Ceph is used by a wide range of organizations across a diverse mix of sectors, including financial institutions (Bloomberg, Fidelity), cloud service providers (Rackspace, Linode), academic and government institutions (Massachusetts Open Cloud), telecommunications infrastructure providers (Deutsche Telekom), auto manufacturers (BMW) and software solution providers (SAP, Salesforce).

Key Advantage: Flexibility

One of the defining features to the Ceph object storage system is that it offers a traditional file system interface with POSIX semantics, something which traditional object storage systems have been unable to do, and therefore only complement rather than replace traditional file systems. However, the traditional file system interface means that organizations can configure their legacy applications to use the Ceph file system as well, allowing for the running of just one storage cluster for object, block and file-based data storage.

In addition, as Ceph uses object storage, this means it stores data in binary objects spread out over many computers.
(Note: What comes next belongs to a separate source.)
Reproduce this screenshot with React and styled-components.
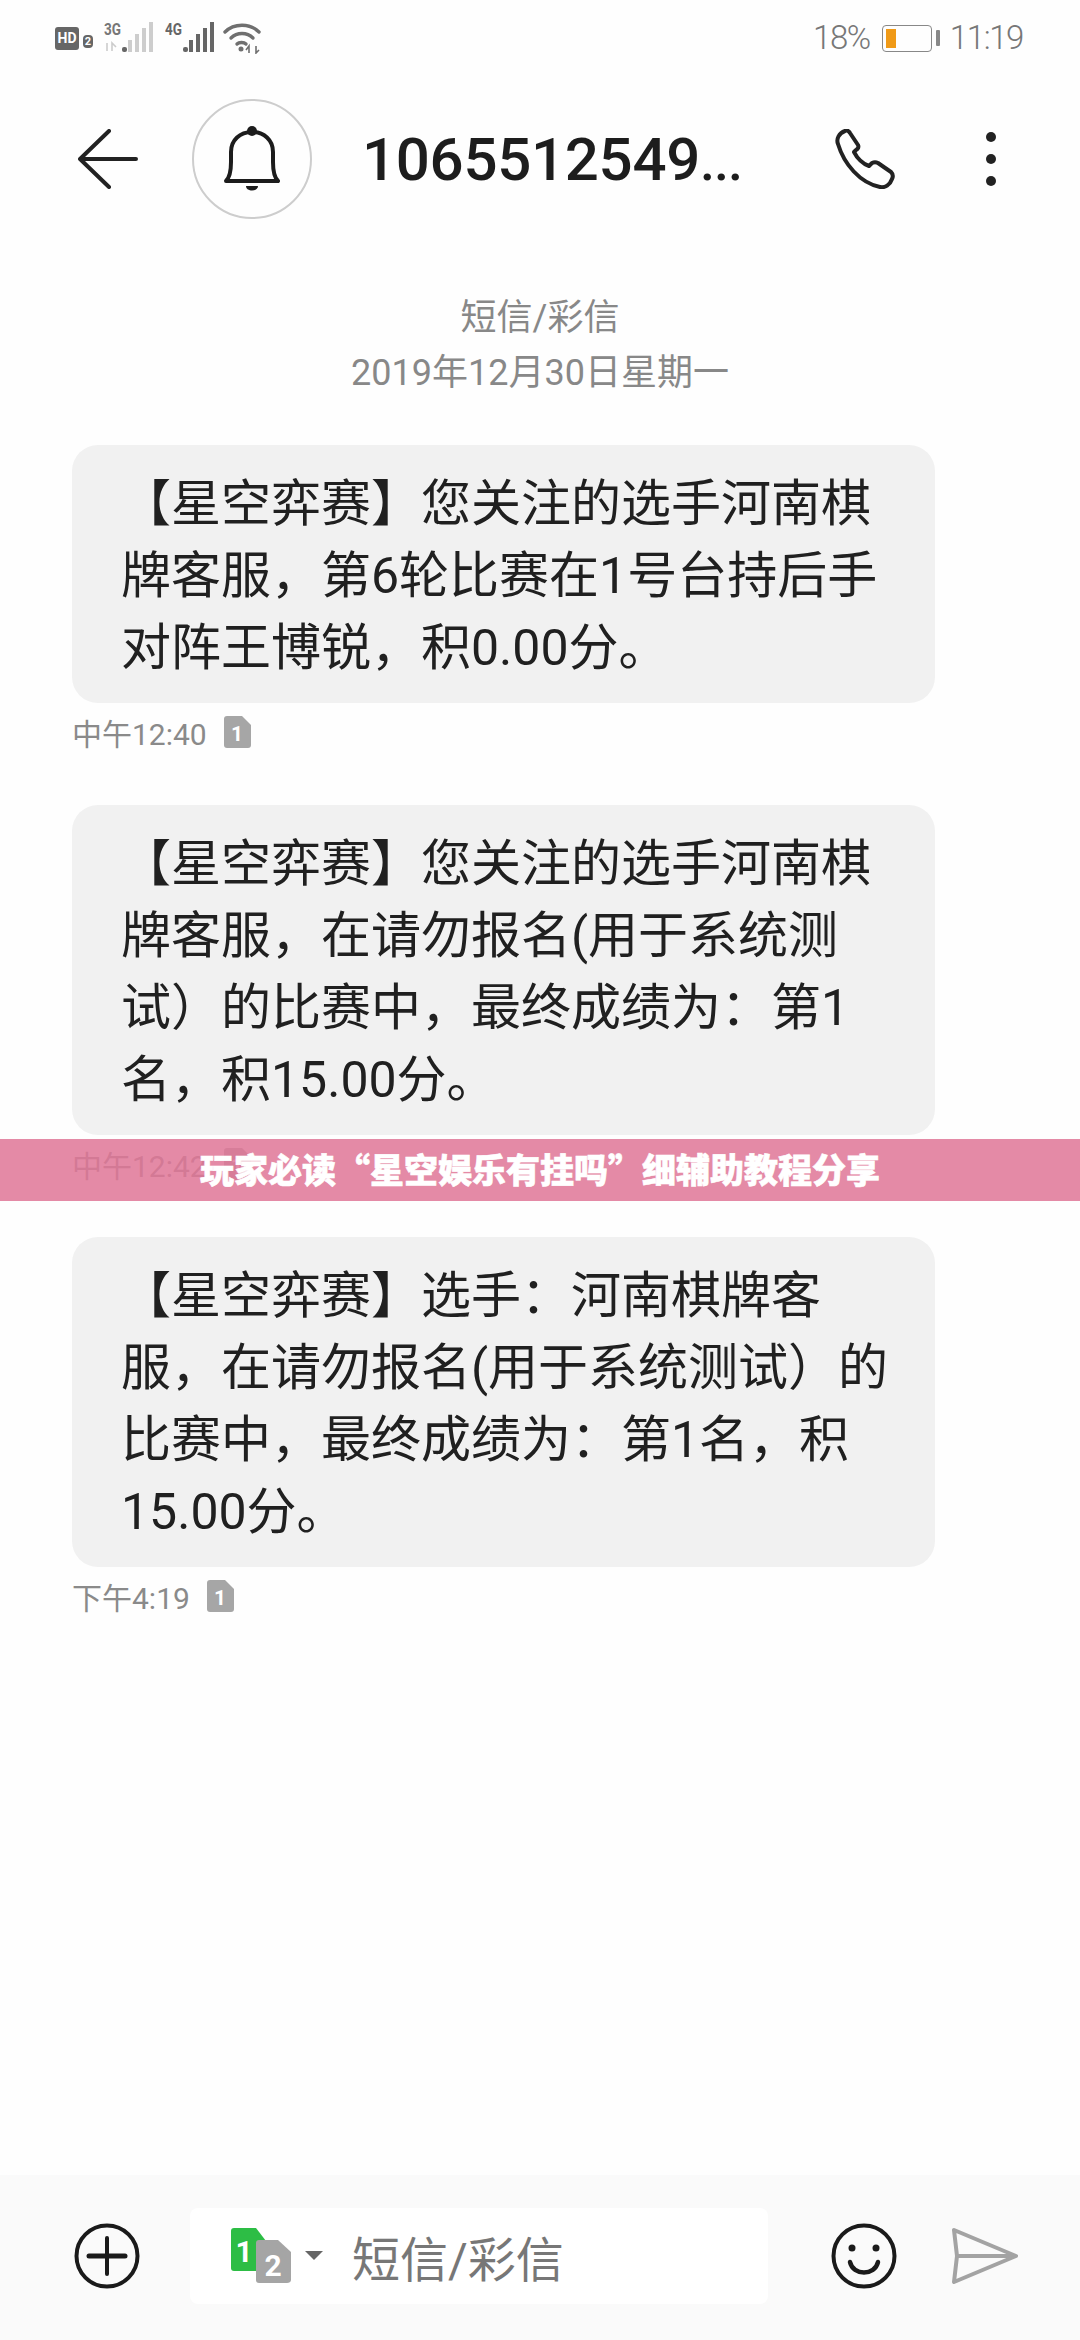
import React from "react";
import styled, { createGlobalStyle } from "styled-components";

const messages = [
  {
    lines: [
      "【星空弈赛】您关注的选手河南棋",
      "牌客服，第6轮比赛在1号台持后手",
      "对阵王博锐，积0.00分。",
    ],
    time: "中午12:40",
  },
  {
    lines: [
      "【星空弈赛】您关注的选手河南棋",
      "牌客服，在请勿报名(用于系统测",
      "试）的比赛中，最终成绩为：第1",
      "名，积15.00分。",
    ],
    time: "中午12:42",
  },
  {
    lines: [
      "【星空弈赛】选手：河南棋牌客",
      "服，在请勿报名(用于系统测试）的",
      "比赛中，最终成绩为：第1名，积",
      "15.00分。",
    ],
    time: "下午4:19",
  },
];

const Signal = ({ label, color, faint }) => (
  <svg width="50" height="38" viewBox="0 0 50 38">
    <text x="0" y="16" fontFamily="Roboto" fontWeight="700" fontSize="17" fill={faint ? "#777" : "#666"} textLength="17" lengthAdjust="spacingAndGlyphs">
      {label}
    </text>
    {faint && <path d="M3 24v8M8 32v-8l4 4" stroke="#ccc" strokeWidth="1.6" fill="none" />}
    <rect x="18" y="28" width="5" height="5" rx="2" fill="#666" />
    <rect x="24" y="21" width="4" height="12" fill={color} />
    <rect x="31" y="15" width="4" height="18" fill={color} />
    <rect x="38" y="9" width="4" height="24" fill={color} />
    <rect x="45" y="3" width="4" height="30" fill={color} />
  </svg>
);

const Wifi = () => (
  <svg width="38" height="32" viewBox="0 0 38 32" fill="none" stroke="#6f6f6f" strokeWidth="3.4" strokeLinecap="round">
    <path d="M2 10C11 1 27 1 36 10" />
    <path d="M8 16C14 10 24 10 30 16" />
    <path d="M14 22C16 20 21 20 23 22" />
    <circle cx="18" cy="27" r="2.5" fill="#6f6f6f" stroke="none" />
    <path d="M26 31v-7l-3 4M33 24v7l3-3" strokeWidth="1.6" strokeLinecap="butt" />
  </svg>
);

const BackIcon = () => (
  <svg width="60" height="60" viewBox="0 0 60 60" fill="none" stroke="#222" strokeWidth="4" strokeLinecap="round" strokeLinejoin="round">
    <path d="M31 2L2 30L31 58M2 30H58" />
  </svg>
);

const BellIcon = () => (
  <svg width="56" height="66" viewBox="0 0 56 66">
    <path
      d="M2 55C6 51 7 44 7 36V26C7 14 16 6 28 6C40 6 49 14 49 26V36C49 44 50 51 54 55Z"
      fill="none"
      stroke="#1c1c1c"
      strokeWidth="4"
      strokeLinejoin="round"
    />
    <circle cx="28" cy="5" r="5" fill="#1c1c1c" />
    <path d="M22 60H34C34 66 22 66 22 60Z" fill="#1c1c1c" />
  </svg>
);

const PhoneIcon = () => (
  <svg width="60" height="60" viewBox="0 0 60 60" fill="none" stroke="#222" strokeWidth="4" strokeLinejoin="round">
    <path d="M3 15C1 10 4 4 10 2C12 1 14 2 15 4L23 16C24 18 23 20 21 21L19 23C22 29 28 35 34 37L37 34C39 33 41 33 43 34L56 43C58 45 58 48 57 50C55 56 50 59 45 58C25 54 9 35 3 15Z" />
  </svg>
);

const PlusIcon = () => (
  <svg width="66" height="66" viewBox="0 0 66 66" fill="none" stroke="#1a1a1a" strokeWidth="4" strokeLinecap="round">
    <circle cx="33" cy="33" r="30.5" />
    <path d="M15 33H51" strokeWidth="5" />
    <path d="M33 15V51" />
  </svg>
);

const SmileIcon = () => (
  <svg width="66" height="66" viewBox="0 0 66 66" fill="none" stroke="#1a1a1a" strokeWidth="4" strokeLinecap="round">
    <circle cx="33" cy="33" r="30.5" />
    <circle cx="21" cy="25" r="3.5" fill="#1a1a1a" stroke="none" />
    <circle cx="45" cy="25" r="3.5" fill="#1a1a1a" stroke="none" />
    <path d="M19 39C22 53 44 53 47 39" strokeWidth="4.5" />
  </svg>
);

const SendIcon = () => (
  <svg width="66" height="56" viewBox="0 0 66 56" fill="none" stroke="#a3a3a3" strokeWidth="4" strokeLinejoin="round">
    <path d="M2 2L64 28L2 54L5 28Z" />
    <path d="M5 28H64" />
  </svg>
);

const SimBadge = ({ n }) => (
  <svg width="27" height="32" viewBox="0 0 27 32">
    <path d="M3 0H18L27 9V29C27 31 26 32 24 32H3C1 32 0 31 0 29V3C0 1 1 0 3 0Z" fill="#a6a6a6" />
    <text x="13" y="25" textAnchor="middle" fontFamily="Roboto" fontWeight="700" fontSize="21" fill="#fff">
      {n}
    </text>
  </svg>
);

const SimPicker = () => (
  <svg width="94" height="56" viewBox="0 0 94 56">
    <path d="M3 0H25L35 13V40C35 42 33 43 31 43H3C1 43 0 42 0 40V3C0 1 1 0 3 0Z" fill="#2dbd45" />
    <text x="13" y="34" textAnchor="middle" fontFamily="Roboto" fontWeight="700" fontSize="30" fill="#fff">
      1
    </text>
    <path d="M28 12H47L60 24V52C60 54 58 55 56 55H28C26 55 25 54 25 52V15C25 13 26 12 28 12Z" fill="#a5a5a5" />
    <text x="42" y="48" textAnchor="middle" fontFamily="Roboto" fontWeight="700" fontSize="30" fill="#fff">
      2
    </text>
    <path d="M74 23H92L83 32Z" fill="#666" />
  </svg>
);

const App = () => {
  return (
    <Screen>
      <GlobalStyle />
      <StatusBar>
        <StatusGroup>
          <HdBadge>HD</HdBadge>
          <HdSlot>2</HdSlot>
          <SignalSlot>
            <Signal label="3G" color="#cdcdcd" faint />
          </SignalSlot>
          <SignalSlot>
            <Signal label="4G" color="#666" />
          </SignalSlot>
          <WifiSlot>
            <Wifi />
          </WifiSlot>
        </StatusGroup>
        <StatusGroup>
          <StatusText>18%</StatusText>
          <Battery>
            <BatteryLevel />
          </Battery>
          <BatteryTip />
          <StatusText>11:19</StatusText>
        </StatusGroup>
      </StatusBar>

      <Header>
        <BackIcon />
        <Avatar>
          <BellIcon />
        </Avatar>
        <Title>
          1065512549<Ellipsis>...</Ellipsis>
        </Title>
        <PhoneSlot>
          <PhoneIcon />
        </PhoneSlot>
        <MoreButton>
          <Dot />
          <Dot />
          <Dot />
        </MoreButton>
      </Header>

      <Thread>
        <ThreadInfo>
          <div>短信/彩信</div>
          <div>2019年12月30日星期一</div>
        </ThreadInfo>
        {messages.map((message) => (
          <Message key={message.time}>
            <Bubble>
              {message.lines.map((line) => (
                <Line key={line}>{line}</Line>
              ))}
            </Bubble>
            <Meta>
              <span>{message.time}</span>
              <SimBadge n="1" />
            </Meta>
          </Message>
        ))}
      </Thread>

      <Composer>
        <PlusIcon />
        <InputBox>
          <SimPicker />
          <Placeholder>短信/彩信</Placeholder>
        </InputBox>
        <SmileSlot>
          <SmileIcon />
        </SmileSlot>
        <SendSlot>
          <SendIcon />
        </SendSlot>
      </Composer>

      <Banner>玩家必读“星空娱乐有挂吗”细辅助教程分享</Banner>
    </Screen>
  );
};

export default App;

const GlobalStyle = createGlobalStyle`
  html, body {
    margin: 0;
    padding: 0;
    background: #fff;
  }
`;

const Screen = styled.div`
  position: relative;
  width: 1080px;
  height: 2340px;
  display: flex;
  flex-direction: column;
  overflow: hidden;
  background: #fefefe;
  font-family: Roboto, "Noto Sans CJK SC", sans-serif;
`;

const StatusBar = styled.div`
  height: 76px;
  box-sizing: border-box;
  padding: 0 57px 0 55px;
  display: flex;
  justify-content: space-between;
  align-items: center;
`;

const StatusGroup = styled.div`
  display: flex;
  align-items: center;
`;

const HdBadge = styled.span`
  width: 24px;
  height: 23px;
  border-radius: 3px;
  background: #666;
  color: #fff;
  font-size: 14px;
  font-weight: 700;
  line-height: 23px;
  text-align: center;
`;

const HdSlot = styled.span`
  width: 10px;
  height: 13px;
  margin: 6px 0 0 4px;
  border-radius: 4px;
  background: #666;
  color: #fff;
  font-size: 11px;
  font-weight: 700;
  line-height: 13px;
  text-align: center;
`;

const SignalSlot = styled.span`
  display: flex;
  margin-left: 11px;
`;

const WifiSlot = styled.span`
  display: flex;
  margin-left: 8px;
`;

const StatusText = styled.span`
  color: #777;
  font-size: 33px;
  font-weight: 300;
  letter-spacing: -1.4px;
  line-height: 38px;
`;

const Battery = styled.div`
  flex-shrink: 0;
  width: 50px;
  height: 27px;
  margin-left: 12px;
  padding: 3px;
  box-sizing: border-box;
  border: 1.5px solid #888;
  border-radius: 4px;
`;

const BatteryLevel = styled.div`
  width: 10px;
  height: 100%;
  background: #f09a17;
`;

const BatteryTip = styled.div`
  flex-shrink: 0;
  width: 4px;
  height: 16px;
  margin: 0 10px 0 4px;
  background: #888;
  border-radius: 1px;
`;

const Header = styled.div`
  height: 166px;
  box-sizing: border-box;
  padding-left: 78px;
  display: flex;
  align-items: center;
`;

const Avatar = styled.div`
  width: 120px;
  height: 120px;
  margin-left: 54px;
  box-sizing: border-box;
  border: 2.5px solid #cdcdcd;
  border-radius: 50%;
  display: flex;
  align-items: center;
  justify-content: center;
`;

const Title = styled.div`
  width: 375px;
  margin-left: 50px;
  color: #1d1d1d;
  font-size: 60px;
  font-weight: 500;
  letter-spacing: -0.3px;
  white-space: nowrap;
`;

const Ellipsis = styled.span`
  font-size: 54px;
  letter-spacing: -1px;
`;

const PhoneSlot = styled.div`
  margin-left: 98px;
  display: flex;
`;

const MoreButton = styled.div`
  margin-left: 91px;
  display: flex;
  flex-direction: column;
  gap: 12px;
`;

const Dot = styled.span`
  width: 10px;
  height: 10px;
  border-radius: 50%;
  background: #222;
`;

const Thread = styled.div`
  flex: 1;
  padding: 49px 145px 0 72px;
`;

const ThreadInfo = styled.div`
  margin: 0 -73px 44px 0;
  color: #888;
  font-size: 36px;
  line-height: 55px;
  text-align: center;
`;

const Message = styled.div`
  margin-bottom: 52px;
`;

const Bubble = styled.div`
  padding: 23px 0 19px 49px;
  background: #f1f1f1;
  border-radius: 26px;
  color: #202020;
  font-size: 50px;
  line-height: 72px;
`;

const Line = styled.div`
  white-space: nowrap;
`;

const Meta = styled.div`
  height: 42px;
  margin-top: 8px;
  display: flex;
  align-items: center;
  gap: 17px;
  color: #8a8a8a;
  font-size: 30px;
`;

const Composer = styled.div`
  height: 165px;
  box-sizing: border-box;
  padding: 0 0 3px 74px;
  display: flex;
  align-items: center;
  background: #fafafa;
`;

const InputBox = styled.div`
  width: 578px;
  height: 96px;
  margin-left: 50px;
  box-sizing: border-box;
  padding: 0 0 0 41px;
  display: flex;
  align-items: center;
  gap: 27px;
  background: #fff;
  border-radius: 8px;
`;

const Placeholder = styled.span`
  color: #777;
  font-size: 48px;
`;

const SmileSlot = styled.div`
  margin-left: 63px;
  display: flex;
`;

const SendSlot = styled.div`
  margin-left: 55px;
  display: flex;
`;

const Banner = styled.div`
  position: absolute;
  top: 1139px;
  left: 0;
  right: 0;
  height: 62px;
  background: rgba(223, 117, 150, 0.85);
  color: #fff;
  font-family: "Noto Sans CJK SC", sans-serif;
  font-size: 34px;
  font-weight: 900;
  -webkit-text-stroke: 0.6px #fff;
  line-height: 60px;
  text-align: center;
  white-space: nowrap;
`;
Ceph builds a private cloud system using OpenStack technology, allowing users to mix unstructured and structured data in the same system.

Conclusion

Deciding which storage and big data solution to use involves many factors, but all three of the options discussed here offer extendable and stable storage of data.

Gluster’s default storage block size is twice that of Ceph: 128k compared to 64k for Ceph, which GlusterFS says allows it to offer faster processing. However, Ceph’s block size can also be increased with the right configuration setting.

All three are open source, and as with Lustre, there are also third-party management solutions to connect to Ceph and GlusterFS. The most popular for Ceph are InkTank, RedHat, Decapod and Intel and for Gluster, RedHat.